Work to do:
Copy out every line in which the string "styles" occurs.

Records with interface code:
--*--
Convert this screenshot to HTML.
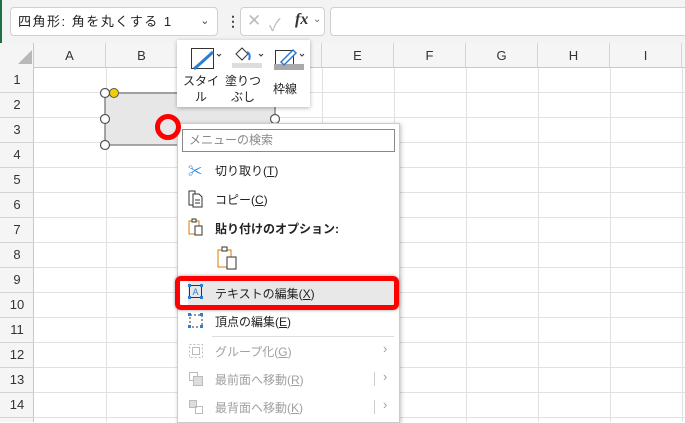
<!DOCTYPE html>
<html><head><meta charset="utf-8"><style>
*{margin:0;padding:0;box-sizing:border-box}
body{width:685px;height:422px;overflow:hidden;background:#fff;font-family:"Liberation Sans","Noto Sans CJK JP",sans-serif;position:relative}
.abs{position:absolute}
.col{position:absolute;top:43px;height:25px;font-size:13px;color:#333;text-align:center;line-height:25px;border-right:1px solid #d4d4d4}
.row{position:absolute;left:0;width:34px;font-size:13px;color:#333;text-align:center;border-bottom:1px solid #d4d4d4}
.mi{position:absolute;left:215px;font-size:12px;color:#222;white-space:nowrap}
.dis{color:#a0a0a0}
.ic{position:absolute;left:188px}
</style></head><body>
<div class="abs" style="left:0;top:0;width:685px;height:43px;background:#f3f3f3"></div>
<div class="abs" style="left:0;top:0;width:2px;height:422px;background:#1e7145"></div>
<div class="abs" style="left:10px;top:7px;width:208px;height:29px;background:#fff;border:1px solid #d0d0d0;border-radius:4px;font-size:13px;line-height:27px;padding-left:7px;color:#222;letter-spacing:1.5px;white-space:nowrap">四角形: 角を丸くする 1<span style="position:absolute;right:6px;font-size:11px;color:#444">&#8964;</span></div>
<div class="abs" style="left:226px;top:13px;font-size:14px;color:#444;font-weight:bold">⋮</div>
<div class="abs" style="left:240px;top:7px;width:85px;height:29px;background:#fff;border:1px solid #d0d0d0;border-radius:4px">
<span class="abs" style="left:6px;top:3px;font-size:17px;color:#bbb">✕</span>
<span class="abs" style="left:28px;top:3px;font-size:17px;color:#bbb">✓</span>
<span class="abs" style="left:54px;top:3px;font-size:16px;color:#333;font-style:italic;font-family:'Liberation Serif',serif;font-weight:bold">fx</span>
<span class="abs" style="left:72px;top:6px;font-size:10px;color:#666">&#8964;</span></div>
<div class="abs" style="left:330px;top:7px;width:360px;height:29px;background:#fff;border:1px solid #d0d0d0;border-radius:4px"></div>
<div class="abs" style="left:0;top:43px;width:685px;height:25px;background:#f5f5f5;border-bottom:1px solid #c8c8c8"></div>
<div class="abs" style="left:0;top:43px;width:34px;height:379px;background:#f5f5f5;border-right:1px solid #c8c8c8"></div>
<svg class="abs" style="left:18px;top:50px" width="14" height="14"><polygon points="14,0 14,14 0,14" fill="#b8b8b8"/></svg>
<div class="col" style="left:34px;width:72px">A</div>
<div class="col" style="left:106px;width:72px">B</div>
<div class="col" style="left:178px;width:72px">C</div>
<div class="col" style="left:250px;width:72px">D</div>
<div class="col" style="left:322px;width:72px">E</div>
<div class="col" style="left:394px;width:72px">F</div>
<div class="col" style="left:466px;width:72px">G</div>
<div class="col" style="left:538px;width:72px">H</div>
<div class="col" style="left:610px;width:72px">I</div>
<svg class="abs" style="left:34px;top:68px" width="651" height="354">
<g stroke="#e1e1e1" stroke-width="1">
<line x1="72.5" y1="0" x2="72.5" y2="354"/><line x1="144.5" y1="0" x2="144.5" y2="354"/><line x1="216.5" y1="0" x2="216.5" y2="354"/><line x1="288.5" y1="0" x2="288.5" y2="354"/><line x1="360.5" y1="0" x2="360.5" y2="354"/><line x1="432.5" y1="0" x2="432.5" y2="354"/><line x1="504.5" y1="0" x2="504.5" y2="354"/><line x1="576.5" y1="0" x2="576.5" y2="354"/><line x1="648.5" y1="0" x2="648.5" y2="354"/>
<line x1="0" y1="24.5" x2="651" y2="24.5"/><line x1="0" y1="49.5" x2="651" y2="49.5"/><line x1="0" y1="74.5" x2="651" y2="74.5"/><line x1="0" y1="99.5" x2="651" y2="99.5"/><line x1="0" y1="124.5" x2="651" y2="124.5"/><line x1="0" y1="149.5" x2="651" y2="149.5"/><line x1="0" y1="174.5" x2="651" y2="174.5"/><line x1="0" y1="199.5" x2="651" y2="199.5"/><line x1="0" y1="224.5" x2="651" y2="224.5"/><line x1="0" y1="249.5" x2="651" y2="249.5"/><line x1="0" y1="274.5" x2="651" y2="274.5"/><line x1="0" y1="299.5" x2="651" y2="299.5"/><line x1="0" y1="324.5" x2="651" y2="324.5"/><line x1="0" y1="349.5" x2="651" y2="349.5"/>
</g></svg>
<div class="row" style="top:68px;height:25px;line-height:24px">1</div>
<div class="row" style="top:93px;height:25px;line-height:24px">2</div>
<div class="row" style="top:118px;height:25px;line-height:24px">3</div>
<div class="row" style="top:143px;height:25px;line-height:24px">4</div>
<div class="row" style="top:168px;height:25px;line-height:24px">5</div>
<div class="row" style="top:193px;height:25px;line-height:24px">6</div>
<div class="row" style="top:218px;height:25px;line-height:24px">7</div>
<div class="row" style="top:243px;height:25px;line-height:24px">8</div>
<div class="row" style="top:268px;height:25px;line-height:24px">9</div>
<div class="row" style="top:293px;height:25px;line-height:24px">10</div>
<div class="row" style="top:318px;height:25px;line-height:24px">11</div>
<div class="row" style="top:343px;height:25px;line-height:24px">12</div>
<div class="row" style="top:368px;height:25px;line-height:24px">13</div>
<div class="row" style="top:393px;height:25px;line-height:24px">14</div>
<svg class="abs" style="left:0;top:0" width="685" height="422">
<rect x="105" y="93" width="170" height="52" rx="3" fill="#e7e7e7" stroke="#777" stroke-width="1.3"/>
<g fill="#fff" stroke="#555" stroke-width="1.2">
<circle cx="105" cy="93" r="4.5"/><circle cx="105" cy="119" r="4.5"/><circle cx="105" cy="145" r="4.5"/><circle cx="275" cy="119" r="4.5"/></g>
<circle cx="114" cy="93" r="4.5" fill="#f0d000" stroke="#555" stroke-width="1"/>
</svg>
<div class="abs" style="left:177px;top:40px;width:133px;height:67px;background:#fff;box-shadow:0 1px 4px rgba(0,0,0,.3)"></div>
<svg class="abs" style="left:177px;top:40px" width="133" height="67">
<rect x="14.5" y="8.5" width="22" height="20" fill="none" stroke="#333"/>
<path d="M17 29 L25 22 L36 12" stroke="#2b7cd3" stroke-width="3" fill="none"/>
<path d="M40 14 l2 2 l2 -2" stroke="#333" fill="none"/>
<rect x="55" y="23" width="30" height="5" fill="#ddd"/>
<path d="M59 14 l6 -6 l6 6 l-6 6z" stroke="#333" fill="none"/>
<path d="M70 12 q4 2 2 8" stroke="#2b7cd3" stroke-width="2" fill="none"/>
<path d="M82 14 l2 2 l2 -2" stroke="#333" fill="none"/>
<rect x="98.5" y="10.5" width="18" height="17" fill="none" stroke="#333"/>
<rect x="97" y="24" width="30" height="6" fill="#aaa"/>
<path d="M104 22 L116 10 l3 3 L107 25z" stroke="#2b7cd3" stroke-width="1.5" fill="#fff"/>
<path d="M123 14 l2 2 l2 -2" stroke="#333" fill="none"/>
</svg>
<div class="abs" style="left:181px;top:73px;font-size:12px;line-height:16px;text-align:center;width:40px;color:#222;white-space:nowrap">スタイ<br>ル</div>
<div class="abs" style="left:223px;top:73px;font-size:12px;line-height:16px;text-align:center;width:40px;color:#222;white-space:nowrap">塗りつ<br>ぶし</div>
<div class="abs" style="left:273px;top:80px;font-size:12px;color:#222">枠線</div>
<div class="abs" style="left:177px;top:123px;width:223px;height:300px;background:#fff;border:1px solid #ccc;box-shadow:1px 1px 4px rgba(0,0,0,.25)"></div>
<div class="abs" style="left:182px;top:129px;width:213px;height:23px;border:1px solid #888;font-size:12px;color:#888;line-height:21px;padding-left:6px">メニューの検索</div>
<div class="ic" style="top:161px;font-size:14px;color:#2b7cd3">✂</div>
<div class="mi" style="top:162px">切り取り(<u>T</u>)</div>
<svg class="ic" style="top:190px" width="16" height="18"><path d="M1 1h6v14h-6z" fill="none" stroke="#333"/><path d="M5 4h6l3 3v10h-9z" fill="#fff" stroke="#333"/><path d="M7 10h5M7 13h5" stroke="#333"/></svg>
<div class="mi" style="top:191px">コピー(<u>C</u>)</div>
<svg class="ic" style="top:218px" width="16" height="18"><path d="M1 3h10v13h-10z" fill="none" stroke="#d97a00"/><rect x="4" y="1" width="4" height="3" fill="#fff" stroke="#333"/><rect x="7" y="8" width="7" height="9" fill="#fff" stroke="#333"/></svg>
<div class="mi" style="top:220px;font-weight:bold">貼り付けのオプション:</div>
<svg class="abs" style="left:217px;top:246px" width="22" height="24"><path d="M1 4h13v17h-13z" fill="none" stroke="#d97a00"/><rect x="5" y="1" width="5" height="4" fill="#fff" stroke="#333"/><rect x="10" y="11" width="9" height="12" fill="#fff" stroke="#333"/></svg>
<div class="abs" style="left:188px;top:278px;width:206px;height:29px;background:#e8e8e8"></div>
<svg class="ic" style="top:284px" width="16" height="16"><rect x="1.5" y="1.5" width="12" height="12" fill="none" stroke="#333"/><g fill="#2b7cd3"><rect x="0" y="0" width="3" height="3"/><rect x="12" y="0" width="3" height="3"/><rect x="0" y="12" width="3" height="3"/><rect x="12" y="12" width="3" height="3"/></g><text x="4.5" y="11" font-size="9" fill="#2b7cd3" font-family="Liberation Sans">A</text></svg>
<div class="mi" style="top:285px">テキストの編集(<u>X</u>)</div>
<div class="abs" style="left:175px;top:276px;width:224px;height:34px;border:5px solid #f00;border-radius:6px;box-shadow:0 0 3px rgba(0,0,0,.4)"></div>
<svg class="ic" style="top:313px" width="16" height="16"><path d="M2 2h12v12h-12z" fill="none" stroke="#333" stroke-dasharray="2 2"/><g fill="#2b7cd3"><rect x="0" y="0" width="3" height="3"/><rect x="12" y="0" width="3" height="3"/><rect x="0" y="12" width="3" height="3"/><rect x="12" y="12" width="3" height="3"/></g></svg>
<div class="mi" style="top:313px">頂点の編集(<u>E</u>)</div>
<div class="abs" style="left:212px;top:336px;width:182px;height:1px;background:#ddd"></div>
<svg class="ic" style="top:343px" width="16" height="16"><rect x="1.5" y="1.5" width="13" height="13" fill="none" stroke="#bbb" stroke-dasharray="2 2"/><rect x="4.5" y="4.5" width="7" height="7" fill="none" stroke="#bbb"/></svg>
<div class="mi dis" style="top:343px">グループ化(<u>G</u>)</div>
<div class="abs dis" style="left:383px;top:341px;font-size:13px">›</div>
<svg class="ic" style="top:371px" width="16" height="16"><rect x="1.5" y="1.5" width="8" height="8" fill="none" stroke="#bbb"/><rect x="5.5" y="5.5" width="9" height="9" fill="#ddd" stroke="#bbb"/></svg>
<div class="mi dis" style="top:371px">最前面へ移動(<u>R</u>)</div>
<div class="abs" style="left:374px;top:372px;width:1px;height:14px;background:#ccc"></div>
<div class="abs dis" style="left:383px;top:369px;font-size:13px">›</div>
<svg class="ic" style="top:399px" width="16" height="16"><rect x="1.5" y="1.5" width="7" height="7" fill="#ddd" stroke="#bbb"/><rect x="7.5" y="7.5" width="7" height="7" fill="none" stroke="#bbb"/></svg>
<div class="mi dis" style="top:399px">最背面へ移動(<u>K</u>)</div>
<div class="abs" style="left:374px;top:400px;width:1px;height:14px;background:#ccc"></div>
<div class="abs dis" style="left:383px;top:397px;font-size:13px">›</div>
<svg class="abs" style="left:150px;top:108px" width="40" height="40"><circle cx="18" cy="19" r="10.5" fill="none" stroke="#f00" stroke-width="5"/></svg>
</body></html>
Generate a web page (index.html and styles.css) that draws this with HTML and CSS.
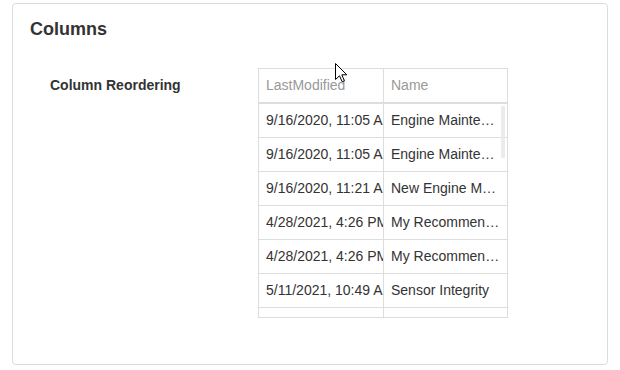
FILE: index.html
```html
<!DOCTYPE html>
<html>
<head>
<meta charset="utf-8">
<link rel="stylesheet" href="styles.css">
</head>
<body>
<div class="page">
  <section class="card">
    <h2 class="card-title">Columns</h2>
    <div class="field">
      <div class="field-label">Column Reordering</div>
      <div class="grid">
        <div class="grid-row grid-head">
          <div class="cell cell-date">LastModified</div>
          <div class="cell cell-name">Name</div>
        </div>
        <div class="grid-row">
          <div class="cell cell-date">9/16/2020, 11:05 AM</div>
          <div class="cell cell-name">Engine Maintenance Overview</div>
        </div>
        <div class="grid-row">
          <div class="cell cell-date">9/16/2020, 11:05 AM</div>
          <div class="cell cell-name">Engine Maintenance Overview</div>
        </div>
        <div class="grid-row">
          <div class="cell cell-date">9/16/2020, 11:21 AM</div>
          <div class="cell cell-name">New Engine Maintenance</div>
        </div>
        <div class="grid-row">
          <div class="cell cell-date">4/28/2021, 4:26 PM</div>
          <div class="cell cell-name">My Recommendations</div>
        </div>
        <div class="grid-row">
          <div class="cell cell-date">4/28/2021, 4:26 PM</div>
          <div class="cell cell-name">My Recommendations</div>
        </div>
        <div class="grid-row">
          <div class="cell cell-date">5/11/2021, 10:49 AM</div>
          <div class="cell cell-name">Sensor Integrity</div>
        </div>
        <div class="grid-row">
          <div class="cell cell-date">6/2/2021, 9:14 AM</div>
          <div class="cell cell-name">Fleet Summary</div>
        </div>
        <div class="scroll-thumb"></div>
      </div>
    </div>
  </section>
</div>
<svg class="cursor" width="13" height="20" viewBox="0 0 13 20">
  <path d="M0.5 0.5 L0.5 16.5 L4.5 12.8 L7.2 18.8 L9.4 17.8 L6.8 11.8 L11.8 11.8 Z" fill="#fff" stroke="#000" stroke-width="1" stroke-linejoin="miter"/>
</svg>
</body>
</html>
```
FILE: styles.css
```css
html, body {
  margin: 0;
  padding: 0;
  background: #fff;
}
body {
  font-family: "Liberation Sans", Arial, sans-serif;
  color: #333;
  position: relative;
  width: 620px;
  height: 370px;
  overflow: hidden;
}
.page {
  padding: 3px 12px 0 12px;
}
.card {
  box-sizing: border-box;
  height: 362px;
  border: 1px solid #dcdcdc;
  border-radius: 4px;
  padding: 14px 17px;
}
.card-title {
  margin: 0;
  font-size: 18px;
  line-height: 22px;
  font-weight: bold;
  color: #333;
}
.field {
  display: flex;
  margin-top: 28px;
  padding-left: 20px;
}
.field-label {
  width: 208px;
  font-size: 14px;
  line-height: 20px;
  font-weight: bold;
  padding-top: 7px;
  color: #333;
}
.grid {
  position: relative;
  box-sizing: border-box;
  width: 250px;
  height: 250px;
  border: 1px solid #dddddd;
  overflow: hidden;
}
.grid-row {
  display: grid;
  grid-template-columns: 125px 123px;
  height: 33px;
  border-bottom: 1px solid #dddddd;
}
.grid-head {
  border-bottom: 2px solid #dddddd;
}
.cell {
  font-size: 14px;
  line-height: 33px;
  white-space: nowrap;
  overflow: hidden;
  color: #333;
}
.grid-head .cell {
  color: #999;
}
.cell-date {
  padding-left: 7px;
  border-right: 1px solid #dddddd;
}
.cell-name {
  padding: 0 5px 0 7px;
  text-overflow: ellipsis;
}
.scroll-thumb {
  position: absolute;
  left: 242px;
  top: 37px;
  width: 4px;
  height: 52px;
  background: #ebebeb;
}
.cursor {
  position: absolute;
  left: 335px;
  top: 63px;
}
```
--*--
Solved problem:
Generate a web page (index.html and styles.css) that draws this with HTML and CSS.
<link rel="stylesheet" href="styles.css">
FILE: styles.css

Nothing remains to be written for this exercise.